Besides he believes he would have no credibility doing so either at home - with the electorate who rejected his pleas to remain in the EU - or in Brussels - with leaders who listened when he assured them that he could and would win the referendum.
When he first proposed a referendum three years ago I asked the prime minister what his Plan B was if his renegotiation failed or he lost the referendum.
He refused to contemplate any such possibility. I asked him again during the general election campaign - he was no more willing to consider failure. The civil service were banned from making plans for Brexit.
'No vacuum'
So it is that this morning a lame duck leader and his former friend and close political ally, the visibly shell-shocked Michael Gove, will meet with the rest of the Cabinet to begin what we are told are initial discussions about the apparatus which will prepare for negotiations with our soon to be former partners in the EU.

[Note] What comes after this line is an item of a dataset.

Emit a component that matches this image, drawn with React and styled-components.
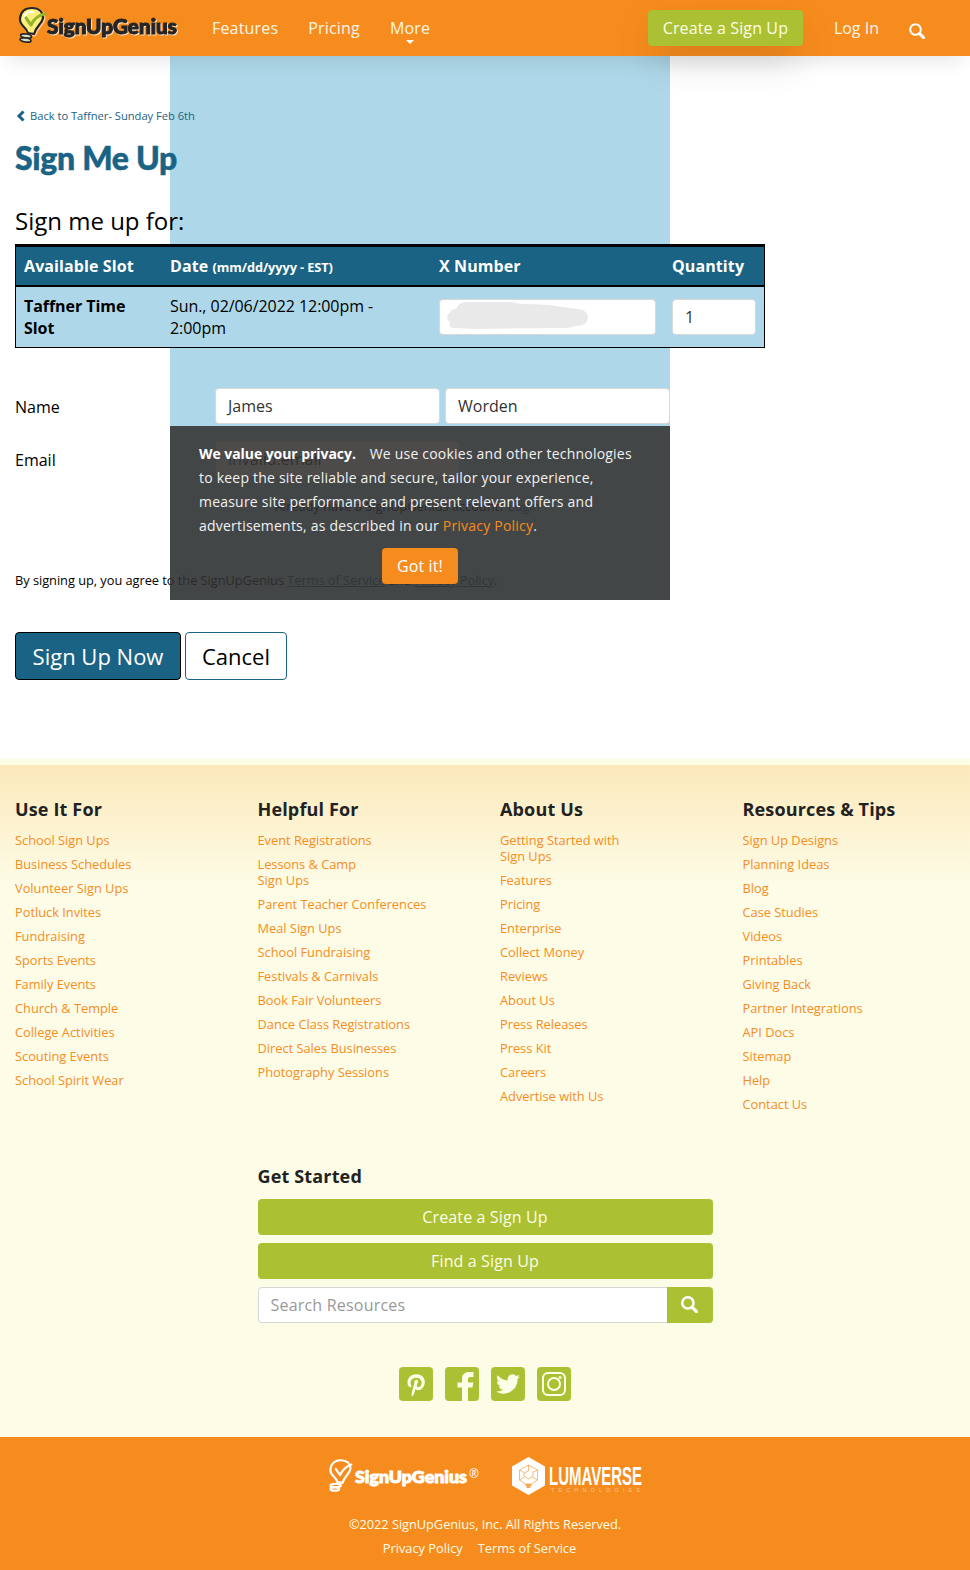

In other words, they will discuss how a plan for what it is hoped will be an amicable separation could be drawn up and who might do it.
As for the plan itself, let alone the filing of the divorce papers themselves, that will have to wait until a new prime minister is elected in the autumn - not, let us remember, by the electorate, but by Tory party members.
This, insist insiders, is not a vacuum. It is nothing more than a weekend pause after a bruising campaign with an outcome which no-one - on either side - expected.
It is best, they say, to take things slowly - one step at a time. Besides, add those who campaigned for Leave, what's the rush?
After all nothing actually needs to change in our relationship with the EU for two years - that's how long the rules of the European Club give us to negotiate Brexit.
It is they - the Europeans - who are in a hurry to quit - not us to get out.
Maybe. But that assumes that it is those gathered around the Cabinet table who are - to coin a phrase - in control. It may be, though, that markets and boardrooms demand swifter answers and, if they don't get them will move their money and the jobs that come with it.
It may also be that those who voted Leave anticipating a swift dividend in the form of lower immigration and more funds for the NHS might also become a little impatient if what will soon be seen as the new establishment fail to deliver just as the old establishment did.
The fallout from the biggest exercise in popular democracy has already been dramatic - claiming the scalp of a Prime Minister and, potentially, that of the opposition leader too.
It has, though, only just begun. The old order has been smashed.
It may be a very long time - not weeks, not months but years - before the shape of the new order and the answers to all those questions become clear.